#### REQUIREMENTS
Every line that contains "this" counts once; give the total number of such lines, with no other words.

--- start of MATERIAL ---

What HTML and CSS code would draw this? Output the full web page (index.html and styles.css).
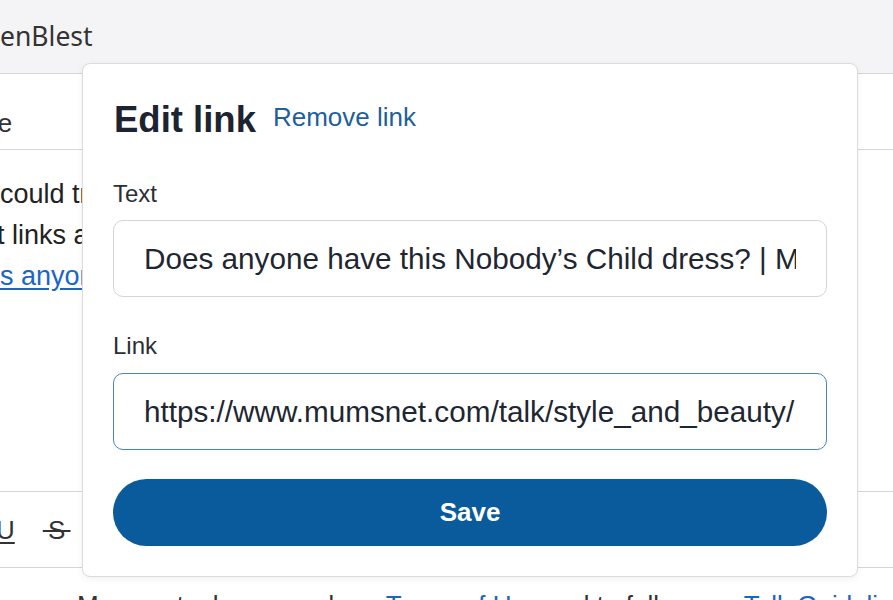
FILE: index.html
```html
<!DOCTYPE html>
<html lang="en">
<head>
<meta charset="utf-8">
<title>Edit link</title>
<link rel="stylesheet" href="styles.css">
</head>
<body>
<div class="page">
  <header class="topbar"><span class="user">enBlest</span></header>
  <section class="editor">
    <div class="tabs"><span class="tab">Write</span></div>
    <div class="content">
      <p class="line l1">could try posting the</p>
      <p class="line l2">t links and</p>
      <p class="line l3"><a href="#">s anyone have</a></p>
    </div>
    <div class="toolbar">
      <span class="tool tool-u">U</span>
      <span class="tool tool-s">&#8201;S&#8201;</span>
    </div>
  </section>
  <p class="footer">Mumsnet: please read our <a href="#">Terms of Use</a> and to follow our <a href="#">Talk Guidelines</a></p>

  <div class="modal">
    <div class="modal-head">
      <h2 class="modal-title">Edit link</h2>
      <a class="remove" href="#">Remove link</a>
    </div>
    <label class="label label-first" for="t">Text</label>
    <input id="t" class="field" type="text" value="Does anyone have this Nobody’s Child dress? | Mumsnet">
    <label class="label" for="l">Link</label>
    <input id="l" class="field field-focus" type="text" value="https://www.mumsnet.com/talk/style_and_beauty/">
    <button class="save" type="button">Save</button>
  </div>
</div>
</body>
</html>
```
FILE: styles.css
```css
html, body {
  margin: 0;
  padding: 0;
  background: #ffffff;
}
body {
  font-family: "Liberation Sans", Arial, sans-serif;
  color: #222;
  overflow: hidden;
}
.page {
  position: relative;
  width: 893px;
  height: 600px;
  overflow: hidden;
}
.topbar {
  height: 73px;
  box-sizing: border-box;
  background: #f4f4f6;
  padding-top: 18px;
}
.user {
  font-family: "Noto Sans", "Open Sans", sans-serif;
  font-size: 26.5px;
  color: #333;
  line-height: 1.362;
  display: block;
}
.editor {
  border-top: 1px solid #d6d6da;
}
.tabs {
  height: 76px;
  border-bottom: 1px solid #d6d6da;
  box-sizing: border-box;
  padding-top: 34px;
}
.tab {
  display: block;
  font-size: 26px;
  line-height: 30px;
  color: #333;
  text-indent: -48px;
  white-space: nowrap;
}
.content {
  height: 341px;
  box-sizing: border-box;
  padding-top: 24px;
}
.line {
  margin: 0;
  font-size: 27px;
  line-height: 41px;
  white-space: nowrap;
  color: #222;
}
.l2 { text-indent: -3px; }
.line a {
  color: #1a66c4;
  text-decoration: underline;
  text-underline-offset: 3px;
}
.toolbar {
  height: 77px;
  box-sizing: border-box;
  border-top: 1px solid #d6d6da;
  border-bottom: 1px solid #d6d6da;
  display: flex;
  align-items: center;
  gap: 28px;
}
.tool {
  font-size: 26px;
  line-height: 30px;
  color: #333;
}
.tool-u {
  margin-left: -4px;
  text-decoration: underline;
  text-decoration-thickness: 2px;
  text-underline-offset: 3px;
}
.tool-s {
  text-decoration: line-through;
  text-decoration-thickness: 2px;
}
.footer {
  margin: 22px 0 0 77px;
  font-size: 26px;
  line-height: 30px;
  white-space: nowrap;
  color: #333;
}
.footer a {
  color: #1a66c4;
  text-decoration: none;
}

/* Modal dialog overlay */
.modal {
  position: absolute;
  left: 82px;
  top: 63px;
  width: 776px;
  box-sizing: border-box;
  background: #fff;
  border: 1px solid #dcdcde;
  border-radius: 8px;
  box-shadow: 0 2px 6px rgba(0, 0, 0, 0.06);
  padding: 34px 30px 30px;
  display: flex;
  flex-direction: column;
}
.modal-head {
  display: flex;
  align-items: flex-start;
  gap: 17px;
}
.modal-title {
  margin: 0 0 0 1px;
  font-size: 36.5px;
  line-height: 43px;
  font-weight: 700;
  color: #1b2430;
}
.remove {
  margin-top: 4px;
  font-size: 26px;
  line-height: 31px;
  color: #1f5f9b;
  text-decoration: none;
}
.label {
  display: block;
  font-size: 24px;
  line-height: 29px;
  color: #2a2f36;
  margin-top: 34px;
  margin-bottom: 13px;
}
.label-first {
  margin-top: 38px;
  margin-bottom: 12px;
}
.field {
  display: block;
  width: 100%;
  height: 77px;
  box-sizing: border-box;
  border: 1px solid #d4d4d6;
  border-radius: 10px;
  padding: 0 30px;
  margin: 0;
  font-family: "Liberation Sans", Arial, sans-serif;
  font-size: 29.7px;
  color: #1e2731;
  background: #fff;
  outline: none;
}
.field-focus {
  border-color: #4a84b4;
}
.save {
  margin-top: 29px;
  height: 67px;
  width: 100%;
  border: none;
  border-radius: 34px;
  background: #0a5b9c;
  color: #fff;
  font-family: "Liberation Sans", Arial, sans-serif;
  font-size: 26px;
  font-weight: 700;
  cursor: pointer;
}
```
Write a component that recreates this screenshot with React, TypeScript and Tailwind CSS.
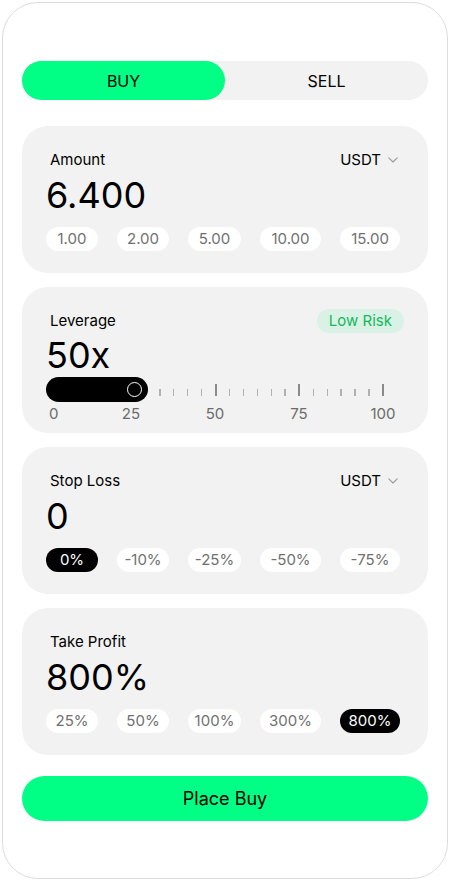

--- end of MATERIAL ---

#### OUTPUT OF THE TASK
3